La trattativa si tiene a Bruxelles e le bozze che circolano non sono particolarmente favorevoli al nostro Paese. Innanzitutto perché gli Stati vengono divisi in tre categorie in base all’ammontare del debito pubblico, ragion per cui, come noto, noi saremmo in fondo alla lista. Questo compromette il rating e i rendimenti dei titoli di Stato italiani, che perderebbero automaticamente di valore e diventerebbe sempre più difficile collocarli sul mercato.

È vero che il piano di riduzione del debito viene negoziato con il Consiglio e la Commissione europea da ogni Paese singolarmente e gli sforzi richiesti cambierebbero da Stato a Stato mentre fino a ieri erano gli stessi per tutti indipendentemente dalle peculiarità dei singoli, ma i controlli diventano più stringenti e le conseguenze se non si rispettano i piani di rientro peggiorano rispetto al passato, fino al blocco dei trasferimenti dei fondi europei. Inoltre, l’orizzonte temporale del vincolo va oltre le singole legislature per cui finisce per obbligare anche i governi successivi a quello attuale, che oggi si trova a trattare. Un limite per la politica che prima di avanzare proposte di riforma o di cambiamento del Paese, soprattutto in campagna elettorale, dovrebbe prima verificare la compatibilità di queste con il piano europeo. Una limitazione di sovranità a tutti gli effetti.

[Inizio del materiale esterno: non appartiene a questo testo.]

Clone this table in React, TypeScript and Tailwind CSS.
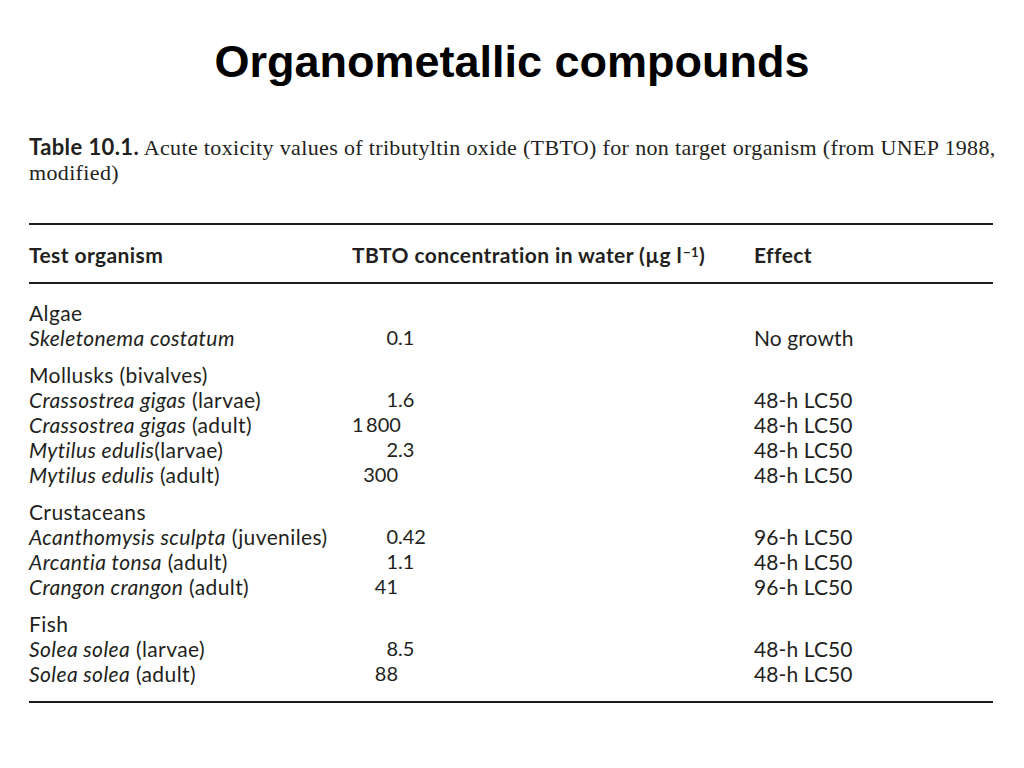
const groups = [
  {
    name: 'Algae',
    rows: [{ sp: 'Skeletonema costatum', note: '', int: '0', frac: '.1', effect: 'No growth' }],
  },
  {
    name: 'Mollusks (bivalves)',
    rows: [
      { sp: 'Crassostrea gigas', note: ' (larvae)', int: '1', frac: '.6', effect: '48-h LC50' },
      { sp: 'Crassostrea gigas', note: ' (adult)', int: '1\u2009800', frac: '', effect: '48-h LC50' },
      { sp: 'Mytilus edulis', note: '(larvae)', int: '2', frac: '.3', effect: '48-h LC50' },
      { sp: 'Mytilus edulis', note: ' (adult)', int: '300', frac: '', effect: '48-h LC50' },
    ],
  },
  {
    name: 'Crustaceans',
    rows: [
      { sp: 'Acanthomysis sculpta', note: ' (juveniles)', int: '0', frac: '.42', effect: '96-h LC50' },
      { sp: 'Arcantia tonsa', note: ' (adult)', int: '1', frac: '.1', effect: '48-h LC50' },
      { sp: 'Crangon crangon', note: ' (adult)', int: '41', frac: '', effect: '96-h LC50' },
    ],
  },
  {
    name: 'Fish',
    rows: [
      { sp: 'Solea solea', note: ' (larvae)', int: '8', frac: '.5', effect: '48-h LC50' },
      { sp: 'Solea solea', note: ' (adult)', int: '88', frac: '', effect: '48-h LC50' },
    ],
  },
]

export default function App() {
  return (
    <div className="w-[1024px] h-[768px] bg-white overflow-hidden">
      {/* Slide title */}
      <h1 className="pt-[38px] text-center text-[45px] leading-[48px] font-bold text-black font-['Liberation_Sans',Arial,sans-serif]">
        Organometallic compounds
      </h1>

      {/* Caption */}
      <div className="mt-[48px] ml-[29px] text-[22px] leading-[25px] tracking-[0.35px] text-[#231f20] font-['Liberation_Serif',serif]">
        <p className="whitespace-nowrap">
          <span className="font-bold tracking-[0.4px] font-['Lato',sans-serif]">Table 10.1.</span> Acute toxicity values of tributyltin oxide (TBTO) for non target organism (from UNEP 1988,
        </p>
        <p>modified)</p>
      </div>

      {/* Table */}
      <div className="mt-[38px] ml-[29px] w-[964px] text-[21px] leading-[25px] tracking-[0.4px] text-[#231f20] font-['Lato',sans-serif]">
        <div className="border-t-2 border-[#1c1c1c]" />
        <div className="grid grid-cols-[323px_402px_1fr] pt-[17px] pb-[15px] font-bold">
          <div>Test organism</div>
          <div className="whitespace-nowrap">
            TBTO concentration in water (µg l<sup className="text-[13px] ml-[1px]">−1</sup>)
          </div>
          <div>Effect</div>
        </div>
        <div className="border-t-2 border-[#1c1c1c]" />

        <div className="pt-[16px] pb-[15px] flex flex-col gap-[12px]">
          {groups.map(g => (
            <div key={g.name}>
              <div>{g.name}</div>
              {g.rows.map((r, i) => (
                <div key={i} className="grid grid-cols-[323px_402px_1fr]">
                  <div className="whitespace-nowrap">
                    <i>{r.sp}</i>
                    {r.note}
                  </div>
                  <div className="flex text-[20px] tracking-normal">
                    <span className="w-[46px] text-right whitespace-nowrap">{r.int}</span>
                    <span>{r.frac}</span>
                  </div>
                  <div className="tracking-[0.1px]">{r.effect}</div>
                </div>
              ))}
            </div>
          ))}
        </div>
        <div className="border-t-2 border-[#1c1c1c]" />
      </div>
    </div>
  )
}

Il momento per mettere in discussione in Europa ciò che per noi non va è ora. Ma il governo Meloni non sembra intenzionato ad aprire un fronte di crisi con l’Europa anche su questo, oltre che per i migranti. Condannando a una “troika” implicita europea anche i prossimi governi. Non proprio una buona notizia per l’Italia. Ma si sa, lo scambio politiche di bilancio-migranti ha sempre condizionato il nostro Paese, indipendentemente da chi fosse al palazzo Chigi.